++++ Source material

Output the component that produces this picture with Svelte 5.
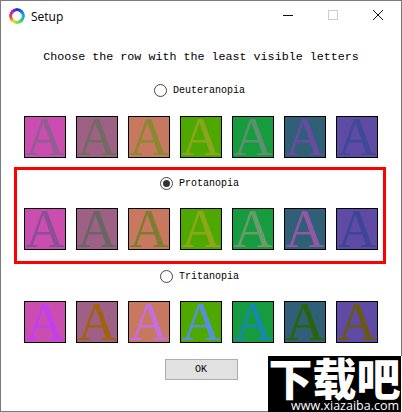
<script>
  const bgs = ['#cc4db0', '#9f6085', '#c97860', '#4fa800', '#169b3f', '#305f78', '#5f4aa5'];
  const rows = [
    { name: 'Deuteranopia', colors: ['#8f5f92', '#6f6d62', '#878a2e', '#8aa51e', '#5e8f70', '#6a4aa3', '#3d4a96'] },
    { name: 'Protanopia', selected: true, colors: ['#8a4f95', '#666662', '#7d7d32', '#8ea61c', '#6b9b6c', '#9358a5', '#3d4696'] },
    { name: 'Tritanopia', colors: ['#c040f0', '#a0620f', '#c46ee0', '#5590d8', '#1a87b0', '#2a6408', '#6a5a10'] }
  ];
</script>

<div class="window">
  <div class="titlebar">
    <span class="logo"></span>
    <span class="title">Setup</span>
    <span class="controls">
      <svg width="12" height="12" viewBox="0 0 12 12"><path d="M1 6.5h10" stroke="#111" fill="none" /></svg>
      <svg width="12" height="12" viewBox="0 0 12 12"><rect x="1.5" y="1.5" width="9" height="9" stroke="#ccc" fill="none" /></svg>
      <svg width="12" height="12" viewBox="0 0 12 12"><path d="M1 1l10 10M11 1L1 11" stroke="#111" fill="none" /></svg>
    </span>
  </div>

  <p class="heading">Choose the row with the least visible letters</p>

  {#each rows as row}
    <section class="row" class:selected={row.selected}>
      <label class="option">
        <span class="radio"></span>
        <span>{row.name}</span>
      </label>
      <div class="tiles">
        {#each row.colors as color, i}
          <div class="tile" style="background: {bgs[i]}; color: {color}">A</div>
        {/each}
      </div>
    </section>
  {/each}

  <div class="footer">
    <button>OK</button>
  </div>

  <div class="watermark">
    <div class="wm-big">下载吧</div>
    <div class="wm-url">www.xiazaiba.com</div>
  </div>
</div>

<style>
  :global(body) {
    margin: 0;
    background: #fff;
  }

  .window {
    position: relative;
    width: 402px;
    height: 412px;
    box-sizing: border-box;
    border: 1px solid #7a7a7a;
    background: #fff;
    font-family: "Liberation Mono", monospace;
    color: #000;
  }

  .titlebar {
    display: flex;
    align-items: center;
    height: 28px;
    padding-left: 8px;
  }

  .logo {
    width: 16px;
    height: 16px;
    margin-top: 1px;
    border-radius: 50%;
    background: conic-gradient(#1030e0, #18a0e8 20%, #20c8a0 35%, #90e020 50%, #f0e020 60%, #f04030 72%, #c020d0 88%, #1030e0);
    mask: radial-gradient(circle, transparent 4.5px, #000 5px);
  }

  .title {
    margin: 2px 0 0 6px;
    font: 12px "Open Sans", sans-serif;
  }

  .controls {
    margin-left: auto;
    margin-right: 17px;
    display: flex;
    gap: 33px;
  }

  .heading {
    margin: 18px 0 11px;
    text-align: center;
    font-size: 11.7px;
    line-height: 20px;
    height: 20px;
  }

  .row {
    box-sizing: border-box;
    width: 372px;
    margin: -4px 0 0 13px;
    height: 97px;
    padding: 5px 0 0 2px;
    border: 3px solid transparent;
    display: flex;
    flex-direction: column;
    align-items: center;
  }

  .selected {
    border-color: #f00;
  }

  .option {
    display: flex;
    align-items: center;
    gap: 6px;
    font-size: 10px;
    height: 17px;
    padding-right: 3px;
  }

  .radio {
    width: 13px;
    height: 13px;
    border: 1px solid #444;
    border-radius: 50%;
    box-sizing: border-box;
    position: relative;
  }

  .selected .radio::after {
    content: "";
    position: absolute;
    inset: 2px;
    border-radius: 50%;
    background: #333;
  }

  .tiles {
    display: flex;
    gap: 10px;
    margin-top: 16px;
  }

  .row:first-of-type .tiles {
    margin-top: 17px;
  }

  .tile {
    box-sizing: border-box;
    width: 42px;
    height: 42px;
    border: 1px solid #000;
    text-align: center;
    font: 54px/40px "Liberation Serif", serif;
  }

  .footer {
    display: flex;
    justify-content: center;
    margin-top: 2px;
  }

  button {
    width: 73px;
    height: 21px;
    padding: 0;
    border: 1px solid #adadad;
    background: #e1e1e1;
    font: 10px "Liberation Mono", monospace;
    color: #000;
  }

  .watermark {
    position: absolute;
    right: -1px;
    bottom: -1px;
    width: 133px;
    height: 56px;
    border-right: 1px solid #fff;
    background: #000;
    color: #fff;
  }

  .wm-big {
    font: 900 44px/43px "Noto Sans CJK SC", sans-serif;
    text-align: center;
    height: 43px;
  }

  .wm-url {
    font: 12.5px/13px "Open Sans", sans-serif;
    text-align: right;
    padding-right: 2px;
  }
</style>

++++++++

__Task__
Return each line of the data that contains the string "with".

__Written response__
Output the component that produces this picture with Svelte 5.
  <p class="heading">Choose the row with the least visible letters</p>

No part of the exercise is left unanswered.